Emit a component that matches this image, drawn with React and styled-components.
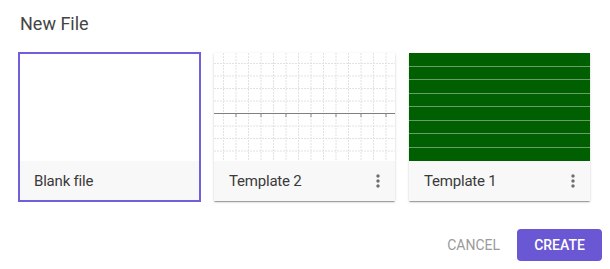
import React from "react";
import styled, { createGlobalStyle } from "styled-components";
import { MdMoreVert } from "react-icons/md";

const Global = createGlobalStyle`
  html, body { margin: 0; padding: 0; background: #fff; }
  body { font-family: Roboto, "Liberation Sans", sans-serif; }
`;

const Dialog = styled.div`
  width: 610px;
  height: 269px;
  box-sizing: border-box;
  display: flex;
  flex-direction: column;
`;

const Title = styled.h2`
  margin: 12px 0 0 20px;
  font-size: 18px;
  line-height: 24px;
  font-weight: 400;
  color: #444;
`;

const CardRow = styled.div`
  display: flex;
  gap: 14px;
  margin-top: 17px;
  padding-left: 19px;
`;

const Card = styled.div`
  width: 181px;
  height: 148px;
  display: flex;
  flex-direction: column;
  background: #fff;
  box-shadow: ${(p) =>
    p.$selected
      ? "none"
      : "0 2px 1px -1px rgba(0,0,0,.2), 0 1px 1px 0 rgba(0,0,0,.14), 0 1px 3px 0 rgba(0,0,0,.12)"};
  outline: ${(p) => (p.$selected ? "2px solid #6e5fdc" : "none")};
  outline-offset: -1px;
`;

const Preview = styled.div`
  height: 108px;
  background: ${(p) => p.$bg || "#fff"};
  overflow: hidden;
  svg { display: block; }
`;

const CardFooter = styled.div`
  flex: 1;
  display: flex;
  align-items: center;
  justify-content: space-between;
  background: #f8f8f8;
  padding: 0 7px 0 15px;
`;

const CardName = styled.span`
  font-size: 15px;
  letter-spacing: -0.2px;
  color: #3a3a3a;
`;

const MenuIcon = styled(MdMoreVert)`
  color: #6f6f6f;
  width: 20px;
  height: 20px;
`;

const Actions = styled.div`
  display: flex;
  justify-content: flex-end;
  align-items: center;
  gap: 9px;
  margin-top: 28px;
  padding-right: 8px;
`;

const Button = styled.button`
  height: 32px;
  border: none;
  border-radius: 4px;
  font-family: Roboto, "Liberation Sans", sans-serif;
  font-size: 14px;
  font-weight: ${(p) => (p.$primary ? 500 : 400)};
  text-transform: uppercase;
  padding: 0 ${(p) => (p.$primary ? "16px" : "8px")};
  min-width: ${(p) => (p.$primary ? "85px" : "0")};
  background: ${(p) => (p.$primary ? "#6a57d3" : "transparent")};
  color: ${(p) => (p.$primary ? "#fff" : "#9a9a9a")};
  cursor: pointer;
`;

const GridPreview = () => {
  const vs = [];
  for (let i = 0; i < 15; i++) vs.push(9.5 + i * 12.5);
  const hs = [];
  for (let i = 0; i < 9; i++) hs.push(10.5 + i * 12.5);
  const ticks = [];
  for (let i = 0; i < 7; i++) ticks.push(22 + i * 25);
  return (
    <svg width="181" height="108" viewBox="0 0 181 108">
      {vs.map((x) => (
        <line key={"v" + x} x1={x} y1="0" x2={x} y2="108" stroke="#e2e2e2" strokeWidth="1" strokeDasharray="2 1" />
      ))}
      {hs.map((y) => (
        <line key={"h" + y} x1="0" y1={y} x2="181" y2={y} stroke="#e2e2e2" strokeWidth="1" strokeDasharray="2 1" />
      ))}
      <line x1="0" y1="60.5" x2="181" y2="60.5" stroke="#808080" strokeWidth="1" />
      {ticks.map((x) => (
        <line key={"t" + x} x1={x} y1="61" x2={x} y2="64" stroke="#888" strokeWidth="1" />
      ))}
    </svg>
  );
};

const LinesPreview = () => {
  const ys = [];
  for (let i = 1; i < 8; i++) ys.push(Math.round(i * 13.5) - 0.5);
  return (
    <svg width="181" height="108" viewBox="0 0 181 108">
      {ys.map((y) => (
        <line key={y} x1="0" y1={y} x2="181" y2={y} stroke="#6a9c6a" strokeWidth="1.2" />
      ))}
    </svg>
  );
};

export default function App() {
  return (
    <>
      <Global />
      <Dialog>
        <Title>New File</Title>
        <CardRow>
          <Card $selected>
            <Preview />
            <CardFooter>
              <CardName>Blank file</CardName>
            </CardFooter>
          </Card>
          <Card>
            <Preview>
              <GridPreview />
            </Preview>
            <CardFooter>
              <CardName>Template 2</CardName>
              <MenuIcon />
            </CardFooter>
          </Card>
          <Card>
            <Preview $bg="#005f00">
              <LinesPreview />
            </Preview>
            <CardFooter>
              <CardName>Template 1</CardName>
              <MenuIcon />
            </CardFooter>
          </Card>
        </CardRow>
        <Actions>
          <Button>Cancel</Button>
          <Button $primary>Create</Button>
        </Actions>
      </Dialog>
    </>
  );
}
◇ ◇ ◇ ◇
AIM OF THE TASK: Pick out all lines containing the string "components".

RESULT OF THIS EXERCISE:
Emit a component that matches this image, drawn with React and styled-components.
import styled, { createGlobalStyle } from "styled-components";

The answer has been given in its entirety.